You can use arbitrary partition only if the existence of the integral is guaranteed first..I cannot give a counter example right now, since finding one seems somewhat difficult for me...

 

[icantadd]

..that sqrt(2) was a mistake...sqrt(2)/2 would be ok...
but yes, Q is a refinement of P iff P is a subset of Q.

You can use arbitrary partition only if the existence of the integral is guaranteed first..I cannot give a counter example right now, since finding one seems somewhat difficult for me...

Hmm, I need to think about that. I only know Riemann integrability, so I may be missing some points in real Real analysis, but I have a theorem that states that a function f is Riemann integrable iff for any e there exists a partition such that the upper sum with respect to that partition minus the lower sum is less than or equal to e. So, I only need to show how small the size of the biggest interval created by a partition, is with respect to e. I don't know. I should be able to make a sequence of P's that converge to the integral; I'm not sure why an infinitely refined partition would not take care of such needs. Any ideas??

 

[boombaby]

ah..you remind me. There exists a such partition is okay...I'm sorry to bring lots of troubles. My head was dumb...:)

 

[Mark44]

hey, but why not using this one:
$$x_{i-1} (x_{i}-x_{i-1}) < \frac{x_{i}+x_{i-1}}{2} (x_{i}-x_{i-1})=\frac{x^{2}_{i}-x^{2}_{i-1}}{2}$$
you can sum them up easily. and draw a graph you will see why this inequality works pretty well

Mark44,
what if I let P={0,sqrt(2)/2,1}? so that P*={0,1/n,2/n,...,1} would not be a refinement of P. I'm thinking that L(P*,f)>=L(P,f) is not guaranteed if P* is not a refinement of P.

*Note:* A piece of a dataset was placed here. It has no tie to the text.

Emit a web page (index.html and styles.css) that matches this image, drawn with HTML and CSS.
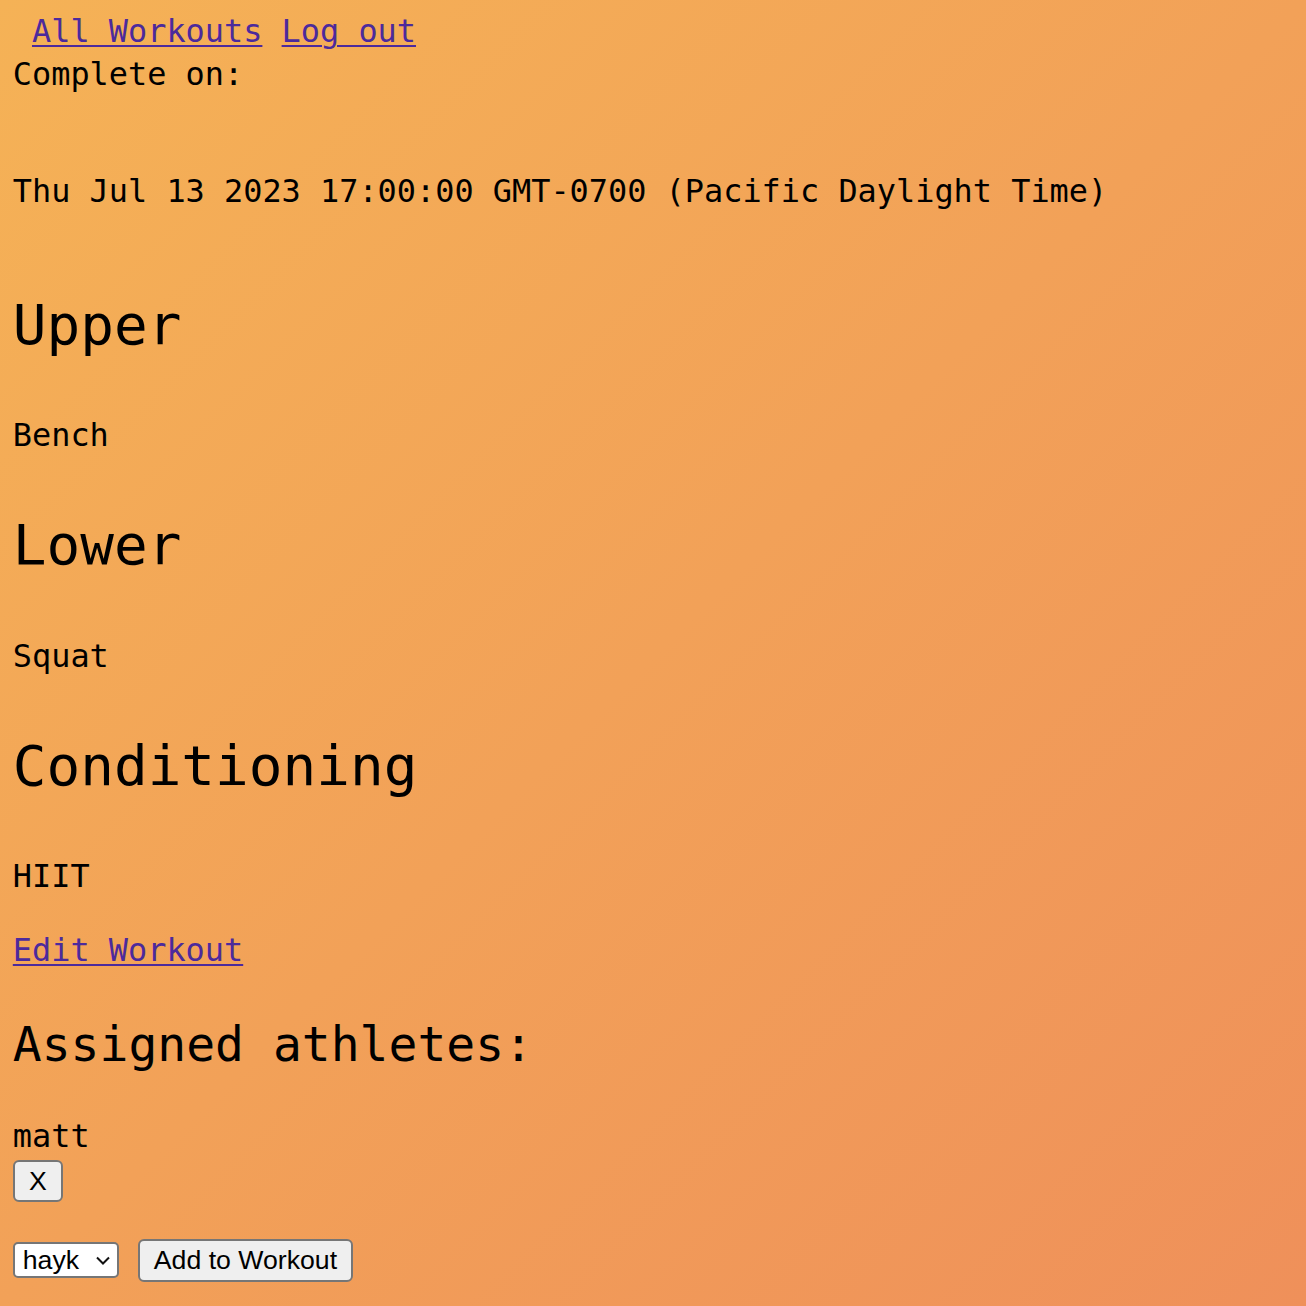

(I edited your partition to fix the error.)
I didn't say anything about a refinement of a given partition, just that the new partition's subinterval size be less than the smallest subinterval of the given partition. With your partition P as described above, a new partition P* = {0, 1/4, 1/2, 3/4, 1} will give an estimate that is closer to 1/2 than will the partition P.